**TO DO:** Copy everything in the listing below word for word, apart from any images.

— begin AVAILABLE DATA —

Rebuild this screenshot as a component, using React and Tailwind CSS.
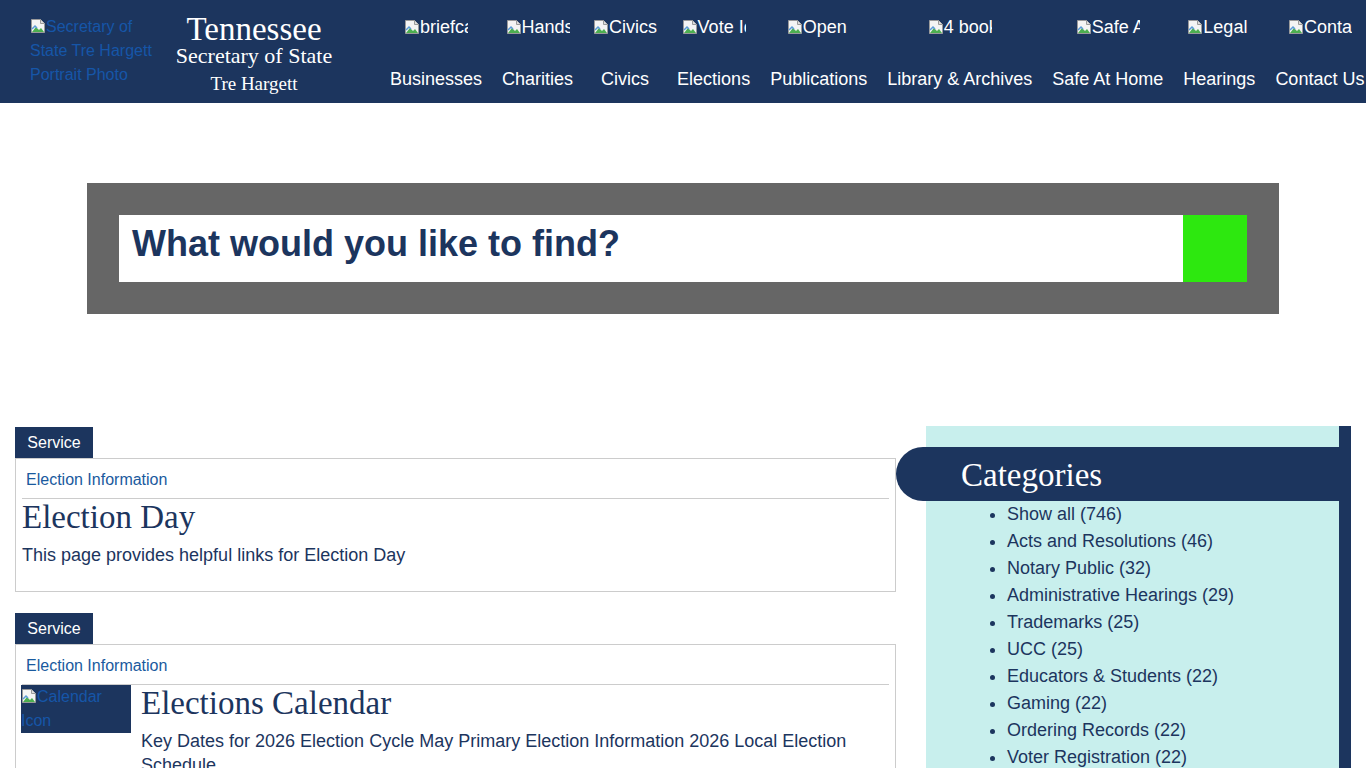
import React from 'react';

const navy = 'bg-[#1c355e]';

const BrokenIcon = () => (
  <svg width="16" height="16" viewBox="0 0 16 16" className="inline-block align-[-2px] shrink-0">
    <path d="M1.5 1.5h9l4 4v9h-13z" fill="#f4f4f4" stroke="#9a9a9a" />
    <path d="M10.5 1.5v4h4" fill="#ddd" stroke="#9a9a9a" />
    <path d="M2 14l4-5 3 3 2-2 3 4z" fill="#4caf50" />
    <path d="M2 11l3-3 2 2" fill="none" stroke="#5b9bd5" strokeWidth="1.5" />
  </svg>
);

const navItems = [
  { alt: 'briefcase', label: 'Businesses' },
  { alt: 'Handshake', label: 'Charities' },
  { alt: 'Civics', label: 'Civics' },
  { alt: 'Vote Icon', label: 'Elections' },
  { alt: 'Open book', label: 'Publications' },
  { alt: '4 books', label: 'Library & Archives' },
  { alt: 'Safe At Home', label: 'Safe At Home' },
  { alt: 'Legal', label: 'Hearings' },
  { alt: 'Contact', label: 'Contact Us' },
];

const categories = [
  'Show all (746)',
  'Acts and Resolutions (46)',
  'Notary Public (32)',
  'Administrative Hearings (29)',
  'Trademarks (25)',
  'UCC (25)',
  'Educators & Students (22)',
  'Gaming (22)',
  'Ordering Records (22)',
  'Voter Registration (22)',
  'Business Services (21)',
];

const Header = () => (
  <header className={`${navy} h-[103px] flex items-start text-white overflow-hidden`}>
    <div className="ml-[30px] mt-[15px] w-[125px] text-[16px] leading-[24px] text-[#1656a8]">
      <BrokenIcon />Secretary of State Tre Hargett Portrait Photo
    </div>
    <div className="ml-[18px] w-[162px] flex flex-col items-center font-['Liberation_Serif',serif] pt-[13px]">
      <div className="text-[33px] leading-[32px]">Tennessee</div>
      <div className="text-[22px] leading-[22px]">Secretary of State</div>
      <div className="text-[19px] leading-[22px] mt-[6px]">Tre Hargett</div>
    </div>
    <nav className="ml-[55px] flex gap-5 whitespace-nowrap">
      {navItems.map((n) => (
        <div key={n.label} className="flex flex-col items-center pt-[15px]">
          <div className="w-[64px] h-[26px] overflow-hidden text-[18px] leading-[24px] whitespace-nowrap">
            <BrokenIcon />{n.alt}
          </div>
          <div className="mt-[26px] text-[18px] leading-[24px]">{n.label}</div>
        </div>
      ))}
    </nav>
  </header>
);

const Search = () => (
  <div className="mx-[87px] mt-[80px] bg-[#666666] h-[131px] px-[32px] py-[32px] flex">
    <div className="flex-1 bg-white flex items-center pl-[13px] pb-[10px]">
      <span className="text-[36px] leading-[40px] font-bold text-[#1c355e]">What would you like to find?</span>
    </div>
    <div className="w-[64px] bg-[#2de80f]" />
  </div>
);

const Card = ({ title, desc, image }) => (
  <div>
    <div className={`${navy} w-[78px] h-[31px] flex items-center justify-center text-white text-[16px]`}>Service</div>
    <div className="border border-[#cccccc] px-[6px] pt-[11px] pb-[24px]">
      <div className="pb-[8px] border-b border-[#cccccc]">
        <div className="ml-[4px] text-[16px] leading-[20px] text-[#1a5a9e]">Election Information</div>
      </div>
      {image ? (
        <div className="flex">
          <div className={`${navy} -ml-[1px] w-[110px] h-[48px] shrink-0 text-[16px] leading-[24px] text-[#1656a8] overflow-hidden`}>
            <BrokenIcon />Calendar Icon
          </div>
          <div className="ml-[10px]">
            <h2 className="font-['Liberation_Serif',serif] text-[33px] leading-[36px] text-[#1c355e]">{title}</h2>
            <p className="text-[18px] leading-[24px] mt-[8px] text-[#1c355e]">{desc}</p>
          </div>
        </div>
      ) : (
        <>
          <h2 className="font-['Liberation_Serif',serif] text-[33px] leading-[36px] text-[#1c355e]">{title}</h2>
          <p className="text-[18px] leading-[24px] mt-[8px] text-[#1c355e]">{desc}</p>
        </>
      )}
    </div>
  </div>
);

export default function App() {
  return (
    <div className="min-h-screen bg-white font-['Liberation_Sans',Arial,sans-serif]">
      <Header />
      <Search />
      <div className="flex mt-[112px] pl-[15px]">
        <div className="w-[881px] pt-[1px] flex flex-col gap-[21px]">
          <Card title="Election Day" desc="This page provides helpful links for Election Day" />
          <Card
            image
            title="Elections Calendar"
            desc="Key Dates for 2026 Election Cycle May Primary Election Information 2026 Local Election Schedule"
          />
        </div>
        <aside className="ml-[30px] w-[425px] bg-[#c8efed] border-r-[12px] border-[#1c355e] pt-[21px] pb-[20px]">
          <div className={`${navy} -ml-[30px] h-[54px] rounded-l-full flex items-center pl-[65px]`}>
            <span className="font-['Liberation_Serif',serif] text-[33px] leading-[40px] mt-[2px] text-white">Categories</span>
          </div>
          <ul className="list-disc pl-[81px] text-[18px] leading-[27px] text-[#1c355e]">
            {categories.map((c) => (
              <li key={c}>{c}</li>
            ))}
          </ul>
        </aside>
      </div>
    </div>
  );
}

— end AVAILABLE DATA —

**EXPECTED ANSWER:**
Rebuild this screenshot as a component, using React and Tailwind CSS.
import React from 'react';

const navy = 'bg-[#1c355e]';

const BrokenIcon = () => (
  <svg width="16" height="16" viewBox="0 0 16 16" className="inline-block align-[-2px] shrink-0">
    <path d="M1.5 1.5h9l4 4v9h-13z" fill="#f4f4f4" stroke="#9a9a9a" />
    <path d="M10.5 1.5v4h4" fill="#ddd" stroke="#9a9a9a" />
    <path d="M2 14l4-5 3 3 2-2 3 4z" fill="#4caf50" />
    <path d="M2 11l3-3 2 2" fill="none" stroke="#5b9bd5" strokeWidth="1.5" />
  </svg>
);

const navItems = [
  { alt: 'briefcase', label: 'Businesses' },
  { alt: 'Handshake', label: 'Charities' },
  { alt: 'Civics', label: 'Civics' },
  { alt: 'Vote Icon', label: 'Elections' },
  { alt: 'Open book', label: 'Publications' },
  { alt: '4 books', label: 'Library & Archives' },
  { alt: 'Safe At Home', label: 'Safe At Home' },
  { alt: 'Legal', label: 'Hearings' },
  { alt: 'Contact', label: 'Contact Us' },
];

const categories = [
  'Show all (746)',
  'Acts and Resolutions (46)',
  'Notary Public (32)',
  'Administrative Hearings (29)',
  'Trademarks (25)',
  'UCC (25)',
  'Educators & Students (22)',
  'Gaming (22)',
  'Ordering Records (22)',
  'Voter Registration (22)',
  'Business Services (21)',
];

const Header = () => (
  <header className={`${navy} h-[103px] flex items-start text-white overflow-hidden`}>
    <div className="ml-[30px] mt-[15px] w-[125px] text-[16px] leading-[24px] text-[#1656a8]">
      <BrokenIcon />Secretary of State Tre Hargett Portrait Photo
    </div>
    <div className="ml-[18px] w-[162px] flex flex-col items-center font-['Liberation_Serif',serif] pt-[13px]">
      <div className="text-[33px] leading-[32px]">Tennessee</div>
      <div className="text-[22px] leading-[22px]">Secretary of State</div>
      <div className="text-[19px] leading-[22px] mt-[6px]">Tre Hargett</div>
    </div>
    <nav className="ml-[55px] flex gap-5 whitespace-nowrap">
      {navItems.map((n) => (
        <div key={n.label} className="flex flex-col items-center pt-[15px]">
          <div className="w-[64px] h-[26px] overflow-hidden text-[18px] leading-[24px] whitespace-nowrap">
            <BrokenIcon />{n.alt}
          </div>
          <div className="mt-[26px] text-[18px] leading-[24px]">{n.label}</div>
        </div>
      ))}
    </nav>
  </header>
);

const Search = () => (
  <div className="mx-[87px] mt-[80px] bg-[#666666] h-[131px] px-[32px] py-[32px] flex">
    <div className="flex-1 bg-white flex items-center pl-[13px] pb-[10px]">
      <span className="text-[36px] leading-[40px] font-bold text-[#1c355e]">What would you like to find?</span>
    </div>
    <div className="w-[64px] bg-[#2de80f]" />
  </div>
);

const Card = ({ title, desc, image }) => (
  <div>
    <div className={`${navy} w-[78px] h-[31px] flex items-center justify-center text-white text-[16px]`}>Service</div>
    <div className="border border-[#cccccc] px-[6px] pt-[11px] pb-[24px]">
      <div className="pb-[8px] border-b border-[#cccccc]">
        <div className="ml-[4px] text-[16px] leading-[20px] text-[#1a5a9e]">Election Information</div>
      </div>
      {image ? (
        <div className="flex">
          <div className={`${navy} -ml-[1px] w-[110px] h-[48px] shrink-0 text-[16px] leading-[24px] text-[#1656a8] overflow-hidden`}>
            <BrokenIcon />Calendar Icon
          </div>
          <div className="ml-[10px]">
            <h2 className="font-['Liberation_Serif',serif] text-[33px] leading-[36px] text-[#1c355e]">{title}</h2>
            <p className="text-[18px] leading-[24px] mt-[8px] text-[#1c355e]">{desc}</p>
          </div>
        </div>
      ) : (
        <>
          <h2 className="font-['Liberation_Serif',serif] text-[33px] leading-[36px] text-[#1c355e]">{title}</h2>
          <p className="text-[18px] leading-[24px] mt-[8px] text-[#1c355e]">{desc}</p>
        </>
      )}
    </div>
  </div>
);

export default function App() {
  return (
    <div className="min-h-screen bg-white font-['Liberation_Sans',Arial,sans-serif]">
      <Header />
      <Search />
      <div className="flex mt-[112px] pl-[15px]">
        <div className="w-[881px] pt-[1px] flex flex-col gap-[21px]">
          <Card title="Election Day" desc="This page provides helpful links for Election Day" />
          <Card
            image
            title="Elections Calendar"
            desc="Key Dates for 2026 Election Cycle May Primary Election Information 2026 Local Election Schedule"
          />
        </div>
        <aside className="ml-[30px] w-[425px] bg-[#c8efed] border-r-[12px] border-[#1c355e] pt-[21px] pb-[20px]">
          <div className={`${navy} -ml-[30px] h-[54px] rounded-l-full flex items-center pl-[65px]`}>
            <span className="font-['Liberation_Serif',serif] text-[33px] leading-[40px] mt-[2px] text-white">Categories</span>
          </div>
          <ul className="list-disc pl-[81px] text-[18px] leading-[27px] text-[#1c355e]">
            {categories.map((c) => (
              <li key={c}>{c}</li>
            ))}
          </ul>
        </aside>
      </div>
    </div>
  );
}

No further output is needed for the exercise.